The parallel vs. tandem issue should be considered separate from the 125 vs. 250 issue. In the early days, the medium Edison base was the only universal wiring device standard in the USA (and only after 1900, as the Thomson-Houston and Sawyer-Mann bases were also common before that). Several companies in the first two decades of the century produced two-piece "cap and base" plugs in different competing configurations. The most common of these were the parallel and the tandem. By 1936 (actually probably by the late '20s) the parallel device was most common, yet there were still enough tandems around to make T-slots a good idea.

The voltage issue is quite another matter. Several Electrical Nostalgia posts question the reason for a 10A 250V rating. Prior to about 1920 (I'm not exactly sure when, or which antique book I read this in, although they are all on my shelf), lighting circuits were to be fused at 10A. Originally, I think they were limited to 6A, as the medium Edison base was very early on limited to 660W. After about 1920, lighting circuits were allowed to be fused at 15A, as that is the actual ampacity of 14 AWG (2.08mm2) rubber wire. I guess the 250V rating was frozen at 10A since these devices were probably never used much at 250V.

I should mention that in those days there was no really strict rule limiting a particular receptacle configuration to a particular voltage. I gather that 32VDC farm installations used the exact same wiring devices as 120VAC installations at the time (I know for certain they used medium Edison-base devices). I've also heard that 120VDC installations in major cities used the same receptacles as AC installations elsewhere.

I have a variety of old devices here in a box:

Hubbell tandem Edison plug base, rated 300V 3A.
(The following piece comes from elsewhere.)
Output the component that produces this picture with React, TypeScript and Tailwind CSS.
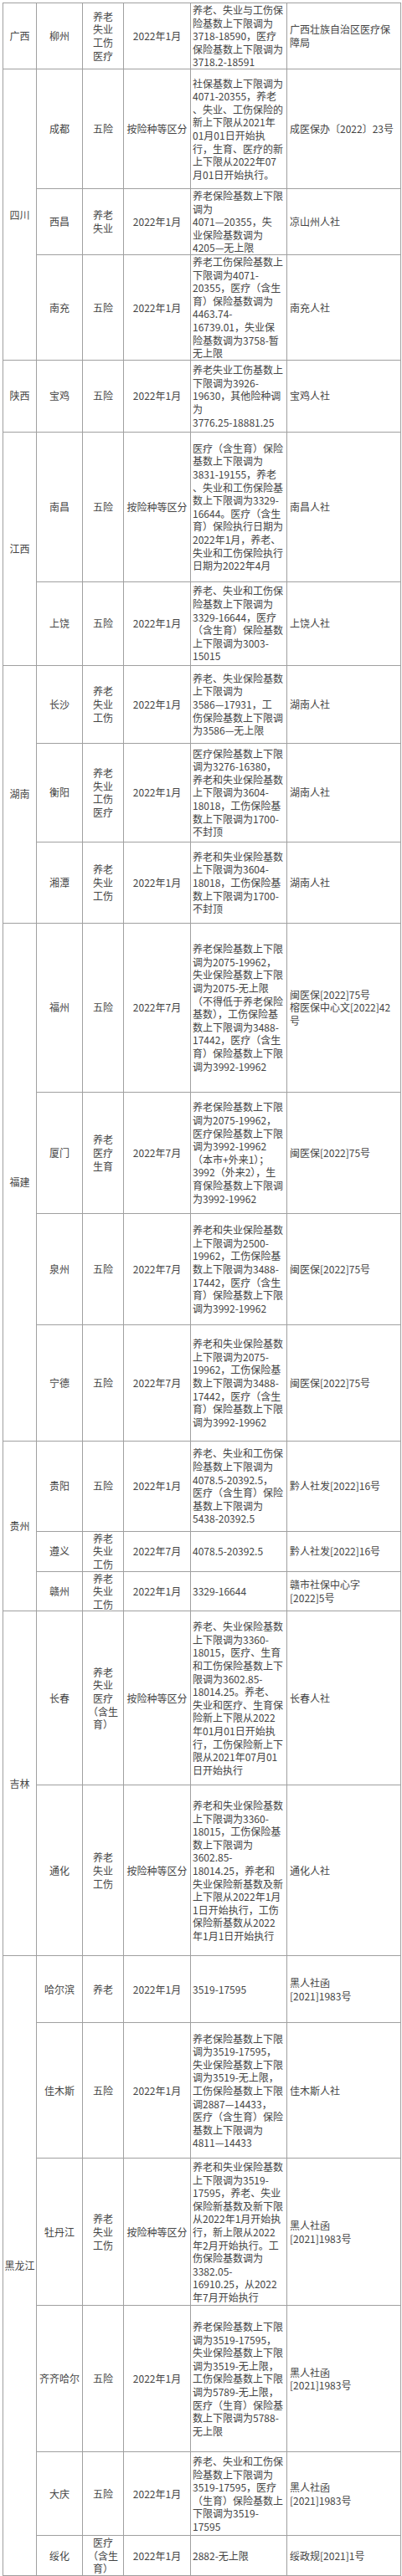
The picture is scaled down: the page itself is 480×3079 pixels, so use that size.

"C-H" (Cutler-Hammer?) "loop-prong" cap and base rated 660W 250V.

GE T-slot receptacles, one a single and the other a duplex, rated 10A 250V.

Porcelain Paulding T-slot duplex receptacle, rated 15A 125V and 10A 250V.

Arrow-Hart duplex T-slot (which I removed from the 1890s house where I lived in college), 15A 125V and 10A 250V.

I think that the tandem configuration was thought of as just another 120V configuration.